What's often tricky in parenting a defiant youngster is figuring out the "is this worth fighting for?" part – especially if you have to think fast. Defiant kids and teens often make a “game” out of getting into battles with their moms and dads, and if the parent gets tricked into playing this game, she finds herself in an endless stream of warfare.
So, how can you avoid fighting every battle and save your time and energy for the ones worth fighting for? Here are some important tips for knowing which battles to fight – and which ones to let go of:
1. Ask yourself, “Will this battle fight itself?” There are some things that will get addressed by default – and you can stay totally out of it (which saves you from being the “bad guy”). For example, you may be tempted to continue to battle with your defiant child over his poor teeth-brushing habits, even when the two of you have had many past battles over this issue to no avail. Instead, give a final warning: “If you continue to neglect your teeth, you will get a cavity, which will result in a painful toothache and a trip to the dentist.” Then, let go of it. You tried. He will have to learn the hard way.
2. Ask yourself, “Can I live with it?” If something your teenager wants to do isn't going to hurt anyone and won't make you terribly unhappy, then let her do it. Say, for example, "Getting your hair dyed pink is not something I would have done as a teenager, but if it makes a statement, then go for it.”
3. Ask yourself, “Is this battle worth fighting?” Maybe the crumbs on the floor and the toothpaste all over the sink aren't worth fighting over, but the toy throwing and TV obsession need to be addressed. If it helps, you can make a list of what you can tolerate and what you can't.
4. Ask yourself, “When my child leaves the nest, what values do I want her to take away?” Those values are your “non-negotiable” items. Those issues are the ones to talk about most. Those are also ones she is most likely to adopt if you explain why you deem them essential. Remember, moms and dads who raise moral children don’t do so by accident. Be intentional! Explain your beliefs. Don’t deviate from what matters most.
5. Adolescents need their privacy. Just as you’re not going to share everything about your life, they won’t either. So let your adolescent know that you will honor her privacy. No reading her diary or going through her drawers. But those rules are immediately broken if you have any founded concern (i.e., a probable cause) that your adolescent’s safety is in jeopardy (e.g., drugs, illegal activities, suicidal thoughts, etc.). Be concerned if your adolescent becomes suddenly secretive or withdrawn or shows unusual amounts of anger or aggression. Then pick those locks and strip-search that room.

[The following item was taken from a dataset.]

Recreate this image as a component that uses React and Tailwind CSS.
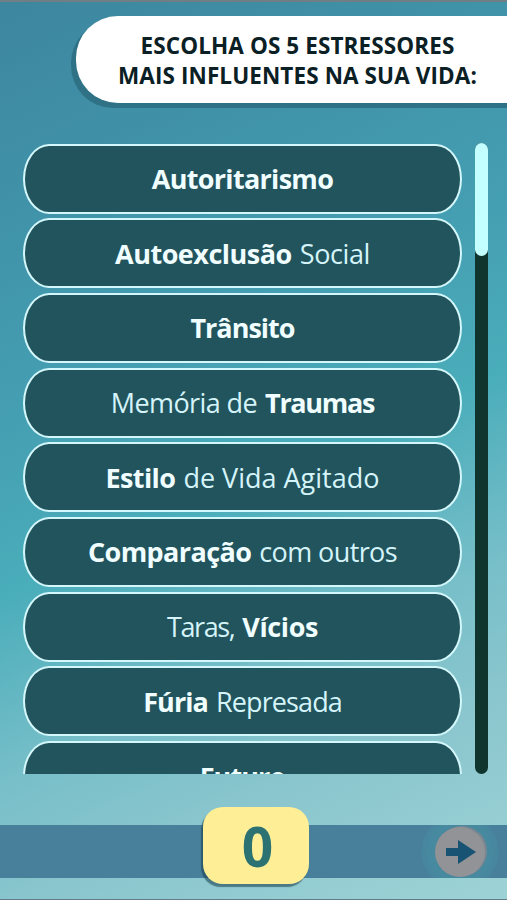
import { useState } from 'react';

const stressors = [
  { id: 1, parts: [{ text: 'Autoritarismo', bold: true, tracking: 'tracking-[-0.7px]' }] },
  {
    id: 2,
    parts: [
      { text: 'Autoexclusão', bold: true, tracking: 'tracking-[-0.5px]' },
      { text: 'Social', tracking: 'tracking-[-0.4px]' }
    ]
  },
  { id: 3, parts: [{ text: 'Trânsito', bold: true, tracking: 'tracking-[-1px]' }] },
  {
    id: 4,
    parts: [
      { text: 'Memória de', tracking: 'tracking-[-0.6px]' },
      { text: 'Traumas', bold: true, tracking: 'tracking-[-1.3px]' }
    ]
  },
  {
    id: 5,
    parts: [
      { text: 'Estilo', bold: true, tracking: 'tracking-[-0.6px]' },
      { text: 'de Vida Agitado', tracking: 'tracking-normal' }
    ]
  },
  {
    id: 6,
    parts: [
      { text: 'Comparação', bold: true, tracking: 'tracking-[-0.6px]' },
      { text: 'com outros', tracking: 'tracking-[-0.6px]' }
    ]
  },
  {
    id: 7,
    parts: [
      { text: 'Taras,', tracking: 'tracking-[-1.4px]' },
      { text: 'Vícios', bold: true, tracking: 'tracking-[-0.4px]' }
    ]
  },
  {
    id: 8,
    parts: [
      { text: 'Fúria', bold: true, tracking: 'tracking-[-0.9px]' },
      { text: 'Represada', tracking: 'tracking-[-0.9px]' }
    ]
  },
  { id: 9, parts: [{ text: 'Futuro', bold: true, tracking: 'tracking-[-0.9px]' }] }
];

function StressorButton({ parts, onClick }) {
  return (
    <button
      type="button"
      onClick={onClick}
      className="flex h-[70px] w-full shrink-0 items-center justify-center gap-[8px] whitespace-pre rounded-[26px/35px] border-2 border-[#d3f7fb] bg-[#22545d] text-[27px] leading-none text-[#d5f4fa]"
    >
      {parts.map((part) => (
        <span
          key={part.text}
          className={`${part.tracking} ${part.bold ? 'font-bold text-[#f0feff]' : 'font-normal'}`}
        >
          {part.text}
        </span>
      ))}
    </button>
  );
}

function ArrowIcon() {
  return (
    <svg viewBox="0 0 30 24" className="ml-[2px] h-6 w-[30px]" fill="#195373">
      <path d="M0 8h12V0l18 12-18 12v-8H0z" />
    </svg>
  );
}

export default function App() {
  const [selected, setSelected] = useState([]);

  function toggle(id) {
    if (selected.includes(id)) {
      setSelected(selected.filter((item) => item !== id));
    } else if (selected.length < 5) {
      setSelected([...selected, id]);
    }
  }

  return (
    <main className="flex h-[900px] w-[507px] flex-col overflow-hidden border-t-2 border-b border-t-[#707f86] border-b-[#627b8b] bg-[linear-gradient(156deg,#3e86a0_0%,#4093a9_20%,#459fb2_38%,#4aadba_53%,#78bfc9_70%,#8bc6ce_82%,#9dd3d6_100%)] font-['Open_Sans','Noto_Sans',sans-serif]">
      <header className="mt-[14px] -mr-2 ml-[76px] h-[87px] shrink-0 rounded-l-[42px] bg-white pt-[15px] pr-2 pl-[12px] text-center text-[22.5px] leading-[30px] font-bold tracking-[0.1px] text-[#0b2024] shadow-[-5px_5px_0_#2f7286]">
        <h1>ESCOLHA OS 5 ESTRESSORES<br />MAIS INFLUENTES NA SUA VIDA:</h1>
      </header>

      <section className="mt-10 ml-[23px] flex h-[631px] shrink-0 gap-[13px]">
        <div className="flex w-[439px] flex-col gap-[4.7px] overflow-hidden pt-[0.5px]">
          {stressors.map((stressor) => (
            <StressorButton key={stressor.id} parts={stressor.parts} onClick={() => toggle(stressor.id)} />
          ))}
        </div>
        <div className="h-full w-[13px] rounded-full bg-[#10352f]">
          <div className="h-[113px] rounded-full bg-[#c3ffff]" />
        </div>
      </section>

      <footer className="mt-[51px] flex h-[53px] shrink-0 items-center bg-[#48809b] pl-[203px]">
        <div className="-mt-[13px] flex h-[77px] w-[106px] shrink-0 items-center justify-center rounded-[20px] bg-[#feee96] pl-[3px] text-[55px] leading-none font-bold text-[#2c7272] shadow-[-2px_3px_1px_#1a425499]">
          {selected.length}
        </div>
        <div className="ml-[112px] flex h-[53px] w-[78px] items-center justify-center bg-[radial-gradient(circle,#47899f_0_32px,#47859e_38px,transparent_39px)]">
          <button type="button" className="mt-px flex size-[50px] items-center justify-center rounded-full bg-[#919397] shadow-[2px_-1px_1px_#7c8791]">
            <ArrowIcon />
          </button>
        </div>
      </footer>
    </main>
  );
}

6. Choose rules that work for you. Rules can be arbitrary but they are essential to sanity and safety. In some households, kids only eat in the kitchen. In others, kids go to sleep at 7:00. There will never be universal rules for all kids in all homes. But every home needs a few time-honored rules.
7. Engage in diplomacy. Your 5th grader wants to walk to school alone. You may not feel it is safe, but rather than argue, see if you can come up with a compromise that lets him save face, such as driving him to a point a couple blocks away from school and letting him walk from there.
8. It's important to note that there are certain developmental stages at which children naturally assert their need for independence and individuality (e.g., by dressing like a circus freak). It helps to view the push-back as less about defying you and more about saying "I gotta be me!"
9. Keep your family-values list to a reasonable handful. If it's way long, you're going to be fighting a lot. It might feel like your defiant teenager is carrying a sign that says “I reject every decent thing my mom and dad tried to teach me” when she leaves the house wearing jeans with holes in the knees, a lip piercing, and gothic make-up that is caked-on so thick she looks like Alice Copper. But when it comes down to it, chances are “I want my daughter to dress in the clothing I think looks nice” wouldn't make your list of core values.
10. Refer back to the house-rules. Whatever house-rules you have already established should be reinforced. No ifs, ands or buts about it. Minor infractions that can be part of a larger house-rule should be a battle worth picking. So if one of your house-rules is "No Cussing," then you have a point of reference by telling your youngster, "I said no cussing. That's against house-rules."
11. Say “yes” more than “no”. Too many “no’s” are just as ineffective as too few. Your youngster tunes you out or gives up because he keeps running into roadblocks.
12. Teach your youngster the skills needed to follow the rules. A rule is meaningless if your youngster isn’t getting it. It’s important not to lose credibility. If an “inside voice” is challenging to your youngster, practice with toilet paper rolls to make it fun. If running through stores has become a game, make a few trips to the mall when you have nothing else to do but teach appropriate behavior. And leave as soon as your defiant youngster starts to test your commitment.